I noticed the valve has only two wires so rather than positive and negative pulses its more reversing current direction. For a single supply that would suggest some form of changeover switch or an H bridge. I chose to go with a MOSFET H bridge and worked out from there.

The circuit:

enter image description here

THE H BRIDGE: Q3,Q4,Q5,Q6

MOSFETs Q3,Q4,Q5,Q6 and Diodes D1,D2,D3 and D4 form a fairly conventional H Bridge using P channel MOSFETS at the top and N channel at the bottom. IC1d is a CMOS schmitt inverter gate that switches the opposite sides of the bridge.
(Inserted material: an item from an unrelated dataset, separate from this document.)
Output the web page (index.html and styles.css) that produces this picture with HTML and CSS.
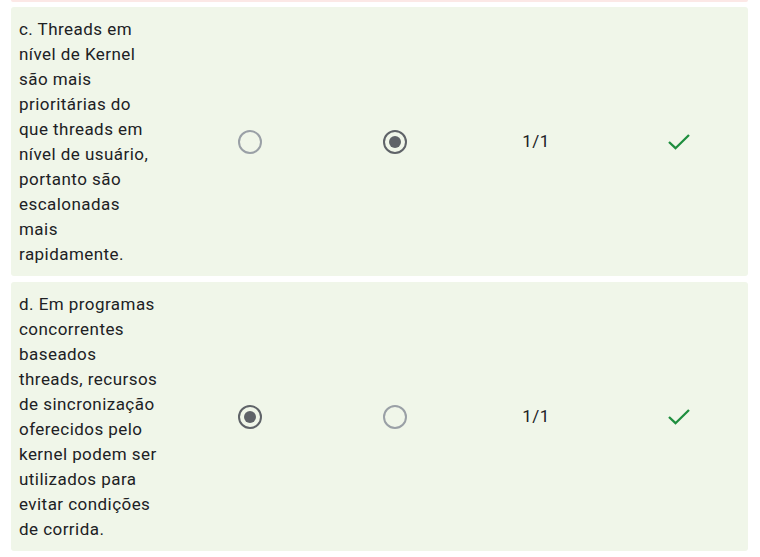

A LOW on the gate turns Q3 ON and turns Q4 OFF. The inverter output (HIGH) turns ON Q6 and turns Q5 OFF. Current direction will be left to right through the valve (current forward).

A HIGH on the Q4 MOSFET gate turns it Q4 ON but turns Q3 OFF . The output from the inverter (LOW) turns Q5 ON and turns Q6 OFF. The output current direction is now right to left. (Current reversed).

CURRENT PULSE POWER CONTROL: (Q1,Q2)

If the H bridge was powered all the time the valve would burn out.

Q1 is normally held OFF by R1. This part of the circuit only allows the H Bridge to work when it is Q1 is turned ON.

When the gate of Q2 is taken HIGH by the 30mS pulse it switches ON and pulls the gate of Q1 to ground, turning it ON as well. When the pulse returns to LOW it is turned OFF

TIMING CIRCUIT: (R3,C1, IC1b, IC1c and IC2a)

I could have used a simple 8 pin micro-controller for this section but chose to do it with with a few simple logic gates.

IC1a acts simply as an inverting buffer taking the 60 second pulse at its input.

One of the inputs to the XOR gate is taken through a simple RC delay circuit (R3, C1). When there is a change in the state (HIGH-> LOW or LOW->HIGH) of the incoming pulse this RC delay will cause the output of the XOR gate to go HIGH for the delay period. (Dual edge triggered monostable)

Eventually the two inputs of the gate will be the same and then the output of the gate will go LOW. In other words we get a pulse after the rising AND falling edges of the input signal (frequency doubler). If we set this delay pulse to be about 30mS it is exactly what we require for the input to Q1,Q2.

The direction of the current passing through the bridge is controlled by the input signal as it will be HIGH (detected) or LOW (timed out) at the time of the pulse.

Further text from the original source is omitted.